The Sound Village was this unpleasant hole dug underground. The place was a mess of dimly lit corridors and almost random unidentified bedrooms just about everywhere throughout.
There was a kitchen, a few sets of bathrooms, and numerous candles with their wax bleeding onto the floor.
It was basic, and once you got past the fact that the entire institution was kept underneath layers of earth, seemed completely uninteresting. Of course, no one would actually say that, not loud enough for Orochimaru to hear. His surveillance littered the walls, as if an eye stabbed through every crack in the floor, took a place in the shadows where there wasn't a mess of candles to provide some light. Even though that old man never left his room.
People had the same fear of Ashita. They were convinced she had an eye on them even more than her father. Their glare just gravitated to her pale, paper white skin, her night black long hair and those cruel looking snake eyes she had no choice but to wear. No one seemed to be aware that the young woman got the worst of it. That Orochimaru's stare was perpetually burning a hole in her back and no matter how hard she tried to swipe it away; it would always be there. Like a horsefly that just couldn't find death. That fell in love with the little woman, all ninety three pounds of her.
It helped to go outside. In that forest, the tension broke up and the glare boiling all the way up from underground wasn't so damn intense. Ashita spent almost every second of her time there, when she wasn't unconscious beneath her thread barren sheets or tangled up in the occasional mission, which was fairly rare anymore because Orochimaru, since his health had shrunk into this awful cancerous sickness, wanted her near as possible.
Every night, he demanded that his daughter sit with him for dinner; she sat in a chair next to his bed, with a plate of rice and vegetables in her lap, inching through awkward conversation and the curious, malignant glance Kabuto shot to her every once in a while.
He had Ashita there like a shiny little trophy. Just to remind those who might have been confused that she belonged to him and anyone who even attempted to be her friend would probably end up in a ditch somewhere.
But then there was Sasuke, who didn't give two shits about protocol. The Uchiha boy was special anyway. If anything, he was the most important and his happiness became everyone's happiness. It was easy to hear whispers through that snake pit about 'Prince Sasuke', or 'The Anointed One.' A lot of it spawned from a deep-seeded, emerald green condemnation everyone seemed to have. There was not one person there who wasn't looking for Orochimaru's approval.
To get that old bastard to like you was like winning the lottery. It practically never happened, and when it did, that overwhelming prize was only handed out to one person. Right now, that was Sasuke. The girls wanted him and the boys wanted to be him.
That is, everyone except Ashita.
She was special anyway.
Her father's affection was an unobtainable goal. Her body had been scarred trying to catch his attention, and it had been scarred in a failed escape attempt. Ashita got all the way to the end of the forest, only to get dragged back home and whipped. There were deep welds in her lily white back, like chasms torn through the earth. They were fault lines on an otherwise perfect canvas and brought sick to Ashita's stomach every time she thought about them.

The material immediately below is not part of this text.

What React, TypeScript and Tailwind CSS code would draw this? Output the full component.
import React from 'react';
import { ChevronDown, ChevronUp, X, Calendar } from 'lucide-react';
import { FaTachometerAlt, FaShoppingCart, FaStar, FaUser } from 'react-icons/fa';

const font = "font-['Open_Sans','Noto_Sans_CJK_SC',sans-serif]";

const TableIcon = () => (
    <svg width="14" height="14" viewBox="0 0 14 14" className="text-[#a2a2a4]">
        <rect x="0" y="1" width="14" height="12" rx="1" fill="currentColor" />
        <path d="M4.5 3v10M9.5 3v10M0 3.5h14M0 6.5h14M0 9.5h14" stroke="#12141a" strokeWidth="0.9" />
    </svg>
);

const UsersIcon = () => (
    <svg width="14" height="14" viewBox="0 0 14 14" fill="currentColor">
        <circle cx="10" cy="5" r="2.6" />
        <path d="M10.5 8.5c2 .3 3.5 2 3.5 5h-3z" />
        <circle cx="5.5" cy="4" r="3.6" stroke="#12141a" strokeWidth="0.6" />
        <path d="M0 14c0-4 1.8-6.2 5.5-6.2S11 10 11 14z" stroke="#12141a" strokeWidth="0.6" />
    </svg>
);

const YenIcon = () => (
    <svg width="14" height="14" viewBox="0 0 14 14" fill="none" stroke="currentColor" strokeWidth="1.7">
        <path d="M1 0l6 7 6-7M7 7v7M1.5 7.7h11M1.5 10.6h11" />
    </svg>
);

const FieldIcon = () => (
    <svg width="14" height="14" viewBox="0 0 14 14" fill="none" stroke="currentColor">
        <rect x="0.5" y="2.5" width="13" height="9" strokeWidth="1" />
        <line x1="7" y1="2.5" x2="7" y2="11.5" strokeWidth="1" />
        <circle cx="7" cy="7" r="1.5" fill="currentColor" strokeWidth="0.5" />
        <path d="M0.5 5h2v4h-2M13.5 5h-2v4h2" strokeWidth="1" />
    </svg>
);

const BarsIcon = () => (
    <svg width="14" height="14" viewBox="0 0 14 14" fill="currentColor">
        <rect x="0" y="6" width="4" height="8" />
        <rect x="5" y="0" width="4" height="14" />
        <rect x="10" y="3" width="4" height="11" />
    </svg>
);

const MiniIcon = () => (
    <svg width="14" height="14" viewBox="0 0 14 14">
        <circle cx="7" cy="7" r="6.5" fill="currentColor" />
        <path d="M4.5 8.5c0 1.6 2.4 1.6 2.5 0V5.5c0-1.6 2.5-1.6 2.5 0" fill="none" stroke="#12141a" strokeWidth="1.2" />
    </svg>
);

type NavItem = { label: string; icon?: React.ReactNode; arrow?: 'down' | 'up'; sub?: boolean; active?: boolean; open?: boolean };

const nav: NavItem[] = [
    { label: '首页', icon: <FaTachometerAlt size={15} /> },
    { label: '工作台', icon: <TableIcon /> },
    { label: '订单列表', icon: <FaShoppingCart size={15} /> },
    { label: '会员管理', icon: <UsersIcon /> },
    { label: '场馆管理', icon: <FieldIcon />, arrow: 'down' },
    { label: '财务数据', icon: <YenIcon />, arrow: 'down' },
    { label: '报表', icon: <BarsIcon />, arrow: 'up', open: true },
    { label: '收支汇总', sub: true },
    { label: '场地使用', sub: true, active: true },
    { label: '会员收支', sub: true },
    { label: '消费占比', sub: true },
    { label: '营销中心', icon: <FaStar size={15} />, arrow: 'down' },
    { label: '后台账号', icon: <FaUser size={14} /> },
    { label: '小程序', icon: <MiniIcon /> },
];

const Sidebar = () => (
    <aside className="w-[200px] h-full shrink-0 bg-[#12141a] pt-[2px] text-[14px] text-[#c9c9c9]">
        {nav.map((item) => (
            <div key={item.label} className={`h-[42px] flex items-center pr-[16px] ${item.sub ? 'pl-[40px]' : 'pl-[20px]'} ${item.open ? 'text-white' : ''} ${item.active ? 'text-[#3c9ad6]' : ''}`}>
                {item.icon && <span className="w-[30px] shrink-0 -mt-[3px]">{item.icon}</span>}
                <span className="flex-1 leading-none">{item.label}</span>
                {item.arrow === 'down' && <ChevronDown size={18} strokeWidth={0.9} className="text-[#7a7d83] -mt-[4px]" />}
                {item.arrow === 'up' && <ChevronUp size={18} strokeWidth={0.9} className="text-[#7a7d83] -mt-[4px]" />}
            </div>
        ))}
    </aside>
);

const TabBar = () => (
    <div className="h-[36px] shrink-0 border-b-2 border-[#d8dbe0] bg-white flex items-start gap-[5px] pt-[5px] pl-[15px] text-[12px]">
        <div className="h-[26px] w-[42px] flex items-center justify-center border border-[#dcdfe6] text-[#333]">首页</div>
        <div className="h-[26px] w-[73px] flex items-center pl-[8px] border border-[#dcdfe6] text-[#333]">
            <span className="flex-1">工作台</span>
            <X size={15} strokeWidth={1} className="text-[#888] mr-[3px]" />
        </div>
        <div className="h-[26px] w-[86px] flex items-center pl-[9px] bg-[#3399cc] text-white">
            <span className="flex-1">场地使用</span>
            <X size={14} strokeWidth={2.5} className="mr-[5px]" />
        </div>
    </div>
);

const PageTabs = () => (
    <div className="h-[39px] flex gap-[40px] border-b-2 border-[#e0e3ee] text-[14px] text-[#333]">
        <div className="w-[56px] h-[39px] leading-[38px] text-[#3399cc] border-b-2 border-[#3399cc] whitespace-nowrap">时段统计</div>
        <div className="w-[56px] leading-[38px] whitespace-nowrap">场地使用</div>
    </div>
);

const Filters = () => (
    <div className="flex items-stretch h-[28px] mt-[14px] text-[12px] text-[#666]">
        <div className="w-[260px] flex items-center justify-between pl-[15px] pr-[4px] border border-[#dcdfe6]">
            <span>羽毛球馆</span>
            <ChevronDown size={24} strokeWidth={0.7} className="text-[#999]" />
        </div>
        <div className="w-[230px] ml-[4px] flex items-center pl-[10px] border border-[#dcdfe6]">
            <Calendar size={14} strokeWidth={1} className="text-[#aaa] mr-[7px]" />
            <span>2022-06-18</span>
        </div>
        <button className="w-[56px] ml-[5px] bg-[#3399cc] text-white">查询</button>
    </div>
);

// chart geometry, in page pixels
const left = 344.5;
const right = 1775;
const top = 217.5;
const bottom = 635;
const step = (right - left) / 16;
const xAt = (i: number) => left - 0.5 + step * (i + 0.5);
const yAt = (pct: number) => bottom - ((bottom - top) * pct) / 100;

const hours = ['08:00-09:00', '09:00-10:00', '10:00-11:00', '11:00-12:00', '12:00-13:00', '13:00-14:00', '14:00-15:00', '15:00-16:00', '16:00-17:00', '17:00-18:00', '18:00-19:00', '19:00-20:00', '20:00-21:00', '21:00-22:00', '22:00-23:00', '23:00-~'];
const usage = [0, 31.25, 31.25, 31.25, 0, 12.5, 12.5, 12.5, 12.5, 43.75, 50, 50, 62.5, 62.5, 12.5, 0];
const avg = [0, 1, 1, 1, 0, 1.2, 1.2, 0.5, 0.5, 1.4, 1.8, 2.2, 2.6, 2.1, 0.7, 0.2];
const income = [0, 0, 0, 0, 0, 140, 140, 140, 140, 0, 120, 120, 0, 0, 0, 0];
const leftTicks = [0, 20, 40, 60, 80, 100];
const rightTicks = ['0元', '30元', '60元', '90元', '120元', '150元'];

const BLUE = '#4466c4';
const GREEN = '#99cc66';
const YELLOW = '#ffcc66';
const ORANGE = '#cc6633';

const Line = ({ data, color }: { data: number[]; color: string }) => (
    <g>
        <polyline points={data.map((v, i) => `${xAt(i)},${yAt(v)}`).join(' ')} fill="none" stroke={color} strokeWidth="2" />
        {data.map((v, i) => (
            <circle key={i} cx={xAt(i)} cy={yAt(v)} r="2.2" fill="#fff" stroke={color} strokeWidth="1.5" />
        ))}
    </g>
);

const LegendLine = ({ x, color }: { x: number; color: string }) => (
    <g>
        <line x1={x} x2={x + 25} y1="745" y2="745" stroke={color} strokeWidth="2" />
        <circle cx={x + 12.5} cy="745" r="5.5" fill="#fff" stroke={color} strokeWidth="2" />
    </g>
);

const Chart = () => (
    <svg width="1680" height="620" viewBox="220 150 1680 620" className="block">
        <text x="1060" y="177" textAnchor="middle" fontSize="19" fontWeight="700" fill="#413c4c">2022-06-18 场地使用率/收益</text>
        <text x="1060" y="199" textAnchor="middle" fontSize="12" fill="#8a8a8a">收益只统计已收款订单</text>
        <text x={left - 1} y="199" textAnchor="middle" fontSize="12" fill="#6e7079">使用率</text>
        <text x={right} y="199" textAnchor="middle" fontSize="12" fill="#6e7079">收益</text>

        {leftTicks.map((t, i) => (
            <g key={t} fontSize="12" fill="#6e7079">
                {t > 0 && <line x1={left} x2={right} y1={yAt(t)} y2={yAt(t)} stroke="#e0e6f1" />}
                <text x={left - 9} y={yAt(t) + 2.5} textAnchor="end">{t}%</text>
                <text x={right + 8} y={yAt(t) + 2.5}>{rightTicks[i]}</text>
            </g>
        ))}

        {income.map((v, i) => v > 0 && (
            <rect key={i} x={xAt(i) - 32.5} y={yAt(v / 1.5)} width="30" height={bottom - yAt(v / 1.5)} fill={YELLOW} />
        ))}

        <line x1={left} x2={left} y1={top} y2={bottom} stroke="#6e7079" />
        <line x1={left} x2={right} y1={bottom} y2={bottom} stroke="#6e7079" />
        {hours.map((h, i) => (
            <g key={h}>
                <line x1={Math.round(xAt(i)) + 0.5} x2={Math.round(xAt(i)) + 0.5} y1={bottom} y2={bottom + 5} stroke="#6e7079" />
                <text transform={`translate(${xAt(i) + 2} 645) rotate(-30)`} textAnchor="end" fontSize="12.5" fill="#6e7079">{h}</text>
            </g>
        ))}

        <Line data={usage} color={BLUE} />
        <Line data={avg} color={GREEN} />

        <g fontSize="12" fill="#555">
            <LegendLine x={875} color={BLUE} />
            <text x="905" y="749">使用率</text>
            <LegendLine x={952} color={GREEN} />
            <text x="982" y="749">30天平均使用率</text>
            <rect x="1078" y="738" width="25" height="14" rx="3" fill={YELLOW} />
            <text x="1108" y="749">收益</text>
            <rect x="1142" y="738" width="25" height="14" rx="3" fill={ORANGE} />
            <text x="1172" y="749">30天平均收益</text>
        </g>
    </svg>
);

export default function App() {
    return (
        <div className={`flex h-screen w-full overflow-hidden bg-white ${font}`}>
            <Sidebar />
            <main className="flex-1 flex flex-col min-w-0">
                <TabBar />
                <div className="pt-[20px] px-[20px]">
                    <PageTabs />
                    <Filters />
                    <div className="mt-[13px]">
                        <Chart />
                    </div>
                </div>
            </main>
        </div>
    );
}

She was the only one Sasuke would spend any time with. In a way, they were both entirely too serious and quiet; contemplative. Ashita didn't suck up to him; she didn't try to become his girlfriend by putting on too much make up and wearing her kimono too low. This mutual respect existed between them, one that made the pair drop honorifics and have normal conversations.
In fact, the two were almost disgruntled siblings.
Really, if you asked either one of them why they became friends, there wouldn't be any clear answer. They might think back, remember how they met and where exactly, but that wouldn't be a reason.
It just kind of was.
All the chicks hated her.
Past all of that, life in the Sound Village was dull. Every day was a rehash of the day before. The weather would get colder and warmer. Leaves dropped from the trees and grew back months later. Flowers bloomed and died under thick rays of sunshine, but nothing really ever changed.
Ashita had dreams of escaping. This relentless cycle of watching her old man die, only to find some kind of temporary cure, and start dying again but just a little bit worse that time. Sometimes, she'd stand outside and stare up at those tall trees with an ocean of grass and dew at her feet, imagining a world without him. Without his hateful hole in the ground. Maybe even without Sasuke Uchiha and their collective hoard of haters.
It was this gorgeous place where she could be anything. A writer. An actress. An artist. A girl without porcelain pale skin and snake eyes. A girl with normal parents and a normal life and who lived in a normal village. With real friends and a future without a grey cloud of uncertainty bruising up the entire thing. Like what normal people had.
But fate had given her a ripe black eye. At the end of day, all she could really do was go back inside and bring her father a plate of dinner, and they'd pretend like they loved one another, even though there wasn't a more blatant lie.